* _Dataset records_
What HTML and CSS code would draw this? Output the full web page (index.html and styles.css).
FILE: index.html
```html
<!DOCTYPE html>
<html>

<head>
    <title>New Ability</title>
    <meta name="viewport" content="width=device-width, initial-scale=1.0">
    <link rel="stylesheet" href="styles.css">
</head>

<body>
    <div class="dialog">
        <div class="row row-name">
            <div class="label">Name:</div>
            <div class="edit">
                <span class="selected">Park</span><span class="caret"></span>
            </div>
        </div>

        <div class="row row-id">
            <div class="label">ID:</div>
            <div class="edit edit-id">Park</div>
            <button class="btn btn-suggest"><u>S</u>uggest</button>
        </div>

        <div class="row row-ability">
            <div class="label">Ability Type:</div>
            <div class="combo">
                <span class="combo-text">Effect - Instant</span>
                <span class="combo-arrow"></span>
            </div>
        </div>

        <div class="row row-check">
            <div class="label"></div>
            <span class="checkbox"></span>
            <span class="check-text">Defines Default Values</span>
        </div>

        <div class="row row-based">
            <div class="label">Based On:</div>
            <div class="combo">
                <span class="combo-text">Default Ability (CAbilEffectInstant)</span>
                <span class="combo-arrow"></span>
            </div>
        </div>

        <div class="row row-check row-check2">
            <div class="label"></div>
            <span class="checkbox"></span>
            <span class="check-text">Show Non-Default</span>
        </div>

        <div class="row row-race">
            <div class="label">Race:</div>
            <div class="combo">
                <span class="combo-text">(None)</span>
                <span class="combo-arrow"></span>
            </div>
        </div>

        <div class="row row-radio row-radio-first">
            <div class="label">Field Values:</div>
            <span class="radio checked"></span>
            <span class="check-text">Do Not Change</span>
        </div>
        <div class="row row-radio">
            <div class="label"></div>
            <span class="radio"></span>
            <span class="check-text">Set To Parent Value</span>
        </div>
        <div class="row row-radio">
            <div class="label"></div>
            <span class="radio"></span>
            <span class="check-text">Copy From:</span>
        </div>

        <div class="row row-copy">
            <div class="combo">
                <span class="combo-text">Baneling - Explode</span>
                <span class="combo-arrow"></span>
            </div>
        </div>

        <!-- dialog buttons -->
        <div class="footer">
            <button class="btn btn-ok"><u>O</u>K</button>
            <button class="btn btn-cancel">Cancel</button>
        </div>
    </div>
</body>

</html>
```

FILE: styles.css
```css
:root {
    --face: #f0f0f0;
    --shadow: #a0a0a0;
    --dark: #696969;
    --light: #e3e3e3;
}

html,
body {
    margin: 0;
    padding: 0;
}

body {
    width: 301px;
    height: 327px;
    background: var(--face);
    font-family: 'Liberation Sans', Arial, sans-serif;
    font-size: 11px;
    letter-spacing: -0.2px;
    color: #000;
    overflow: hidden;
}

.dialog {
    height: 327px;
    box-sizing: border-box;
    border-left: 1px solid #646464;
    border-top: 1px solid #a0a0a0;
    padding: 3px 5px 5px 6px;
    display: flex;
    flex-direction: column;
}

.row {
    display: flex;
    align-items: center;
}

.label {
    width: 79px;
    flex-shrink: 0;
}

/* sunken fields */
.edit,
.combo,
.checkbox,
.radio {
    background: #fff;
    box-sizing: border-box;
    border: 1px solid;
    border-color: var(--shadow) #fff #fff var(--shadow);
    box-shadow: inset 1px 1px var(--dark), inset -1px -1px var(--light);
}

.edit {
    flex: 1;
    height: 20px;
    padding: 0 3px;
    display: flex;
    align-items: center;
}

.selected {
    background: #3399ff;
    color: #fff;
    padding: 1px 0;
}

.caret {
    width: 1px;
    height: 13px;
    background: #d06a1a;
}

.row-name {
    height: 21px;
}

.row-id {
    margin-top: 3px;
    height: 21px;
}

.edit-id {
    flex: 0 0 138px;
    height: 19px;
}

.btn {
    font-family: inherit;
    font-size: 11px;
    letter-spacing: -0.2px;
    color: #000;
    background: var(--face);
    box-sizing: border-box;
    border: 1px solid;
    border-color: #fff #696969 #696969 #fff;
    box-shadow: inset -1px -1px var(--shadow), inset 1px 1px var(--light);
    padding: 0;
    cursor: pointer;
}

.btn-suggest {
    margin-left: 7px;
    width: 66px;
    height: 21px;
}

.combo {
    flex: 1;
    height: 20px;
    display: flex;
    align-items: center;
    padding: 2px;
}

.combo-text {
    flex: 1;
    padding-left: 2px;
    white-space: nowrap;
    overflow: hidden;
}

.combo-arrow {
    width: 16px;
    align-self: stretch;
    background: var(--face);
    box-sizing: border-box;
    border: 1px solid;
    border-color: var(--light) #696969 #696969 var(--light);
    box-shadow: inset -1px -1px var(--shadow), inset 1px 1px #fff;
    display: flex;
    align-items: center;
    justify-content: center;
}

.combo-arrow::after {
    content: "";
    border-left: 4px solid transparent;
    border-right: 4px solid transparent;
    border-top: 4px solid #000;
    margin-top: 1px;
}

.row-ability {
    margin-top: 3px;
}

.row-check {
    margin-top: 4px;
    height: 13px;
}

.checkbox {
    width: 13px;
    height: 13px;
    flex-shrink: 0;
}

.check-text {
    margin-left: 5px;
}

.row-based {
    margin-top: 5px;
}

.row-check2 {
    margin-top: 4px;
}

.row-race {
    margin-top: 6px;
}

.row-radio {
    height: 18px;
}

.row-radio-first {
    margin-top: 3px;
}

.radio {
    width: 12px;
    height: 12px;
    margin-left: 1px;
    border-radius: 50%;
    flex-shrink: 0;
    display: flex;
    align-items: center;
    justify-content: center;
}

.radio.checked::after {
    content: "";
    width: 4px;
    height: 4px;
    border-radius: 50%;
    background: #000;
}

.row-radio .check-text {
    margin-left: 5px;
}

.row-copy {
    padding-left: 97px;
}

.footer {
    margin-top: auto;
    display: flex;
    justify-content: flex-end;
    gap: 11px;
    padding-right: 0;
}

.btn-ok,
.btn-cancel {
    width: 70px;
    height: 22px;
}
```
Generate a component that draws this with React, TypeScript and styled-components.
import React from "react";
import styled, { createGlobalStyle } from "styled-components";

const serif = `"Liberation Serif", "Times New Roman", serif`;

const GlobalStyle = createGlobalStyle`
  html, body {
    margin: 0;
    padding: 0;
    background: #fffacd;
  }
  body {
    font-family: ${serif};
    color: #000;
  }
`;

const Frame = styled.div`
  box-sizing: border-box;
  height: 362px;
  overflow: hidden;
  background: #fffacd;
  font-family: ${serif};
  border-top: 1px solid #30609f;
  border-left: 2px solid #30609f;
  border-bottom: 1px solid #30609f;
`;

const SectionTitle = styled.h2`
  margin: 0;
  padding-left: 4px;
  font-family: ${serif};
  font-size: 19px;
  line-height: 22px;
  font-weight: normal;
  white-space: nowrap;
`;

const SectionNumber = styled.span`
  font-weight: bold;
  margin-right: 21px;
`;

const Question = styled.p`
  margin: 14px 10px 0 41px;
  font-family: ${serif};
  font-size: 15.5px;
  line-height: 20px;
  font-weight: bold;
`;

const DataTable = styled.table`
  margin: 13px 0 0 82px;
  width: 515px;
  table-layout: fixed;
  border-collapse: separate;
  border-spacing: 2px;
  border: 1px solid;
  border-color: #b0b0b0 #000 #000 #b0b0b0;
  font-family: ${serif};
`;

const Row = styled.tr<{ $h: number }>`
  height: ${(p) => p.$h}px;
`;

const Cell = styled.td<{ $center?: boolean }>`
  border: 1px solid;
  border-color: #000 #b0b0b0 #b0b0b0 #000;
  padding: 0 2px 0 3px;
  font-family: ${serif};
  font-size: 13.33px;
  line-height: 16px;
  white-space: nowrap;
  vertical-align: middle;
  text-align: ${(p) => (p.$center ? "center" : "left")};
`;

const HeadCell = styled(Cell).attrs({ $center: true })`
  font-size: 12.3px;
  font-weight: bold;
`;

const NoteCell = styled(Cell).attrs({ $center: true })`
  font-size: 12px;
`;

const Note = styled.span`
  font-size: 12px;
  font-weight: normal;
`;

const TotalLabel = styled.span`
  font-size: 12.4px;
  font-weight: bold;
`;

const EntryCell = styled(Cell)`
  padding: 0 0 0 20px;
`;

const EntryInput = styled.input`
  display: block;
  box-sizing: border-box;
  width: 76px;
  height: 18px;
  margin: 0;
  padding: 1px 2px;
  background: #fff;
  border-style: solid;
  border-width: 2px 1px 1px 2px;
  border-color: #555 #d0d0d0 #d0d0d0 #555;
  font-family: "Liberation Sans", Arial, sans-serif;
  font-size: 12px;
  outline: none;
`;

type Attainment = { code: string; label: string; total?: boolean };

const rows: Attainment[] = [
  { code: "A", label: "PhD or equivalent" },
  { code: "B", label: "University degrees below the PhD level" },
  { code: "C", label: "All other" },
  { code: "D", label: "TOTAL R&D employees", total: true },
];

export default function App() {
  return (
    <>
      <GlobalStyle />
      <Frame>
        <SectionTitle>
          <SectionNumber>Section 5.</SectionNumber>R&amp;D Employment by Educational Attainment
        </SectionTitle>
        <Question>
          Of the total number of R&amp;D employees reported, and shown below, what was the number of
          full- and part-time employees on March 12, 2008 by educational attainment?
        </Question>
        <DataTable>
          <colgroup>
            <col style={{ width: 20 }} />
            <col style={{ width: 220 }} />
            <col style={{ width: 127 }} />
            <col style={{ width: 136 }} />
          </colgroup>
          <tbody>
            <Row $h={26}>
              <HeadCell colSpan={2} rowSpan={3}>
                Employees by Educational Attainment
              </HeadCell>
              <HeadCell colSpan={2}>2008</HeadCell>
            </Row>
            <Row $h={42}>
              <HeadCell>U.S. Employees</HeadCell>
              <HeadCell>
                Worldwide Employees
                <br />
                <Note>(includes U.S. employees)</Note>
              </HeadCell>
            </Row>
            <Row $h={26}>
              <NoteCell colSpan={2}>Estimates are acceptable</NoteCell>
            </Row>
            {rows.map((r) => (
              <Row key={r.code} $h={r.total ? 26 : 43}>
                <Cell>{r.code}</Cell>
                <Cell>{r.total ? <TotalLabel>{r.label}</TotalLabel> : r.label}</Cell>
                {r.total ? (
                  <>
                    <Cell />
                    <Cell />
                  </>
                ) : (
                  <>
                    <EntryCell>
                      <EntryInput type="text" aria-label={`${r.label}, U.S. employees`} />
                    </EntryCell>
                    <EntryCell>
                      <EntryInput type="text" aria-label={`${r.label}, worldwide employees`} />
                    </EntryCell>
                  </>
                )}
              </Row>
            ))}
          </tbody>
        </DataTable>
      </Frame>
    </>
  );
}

* _EXERCISE TASK_
Find how many of the lines above have the word "full" in them. State only that number.

* _ANSWER TO THE PROBLEM_
2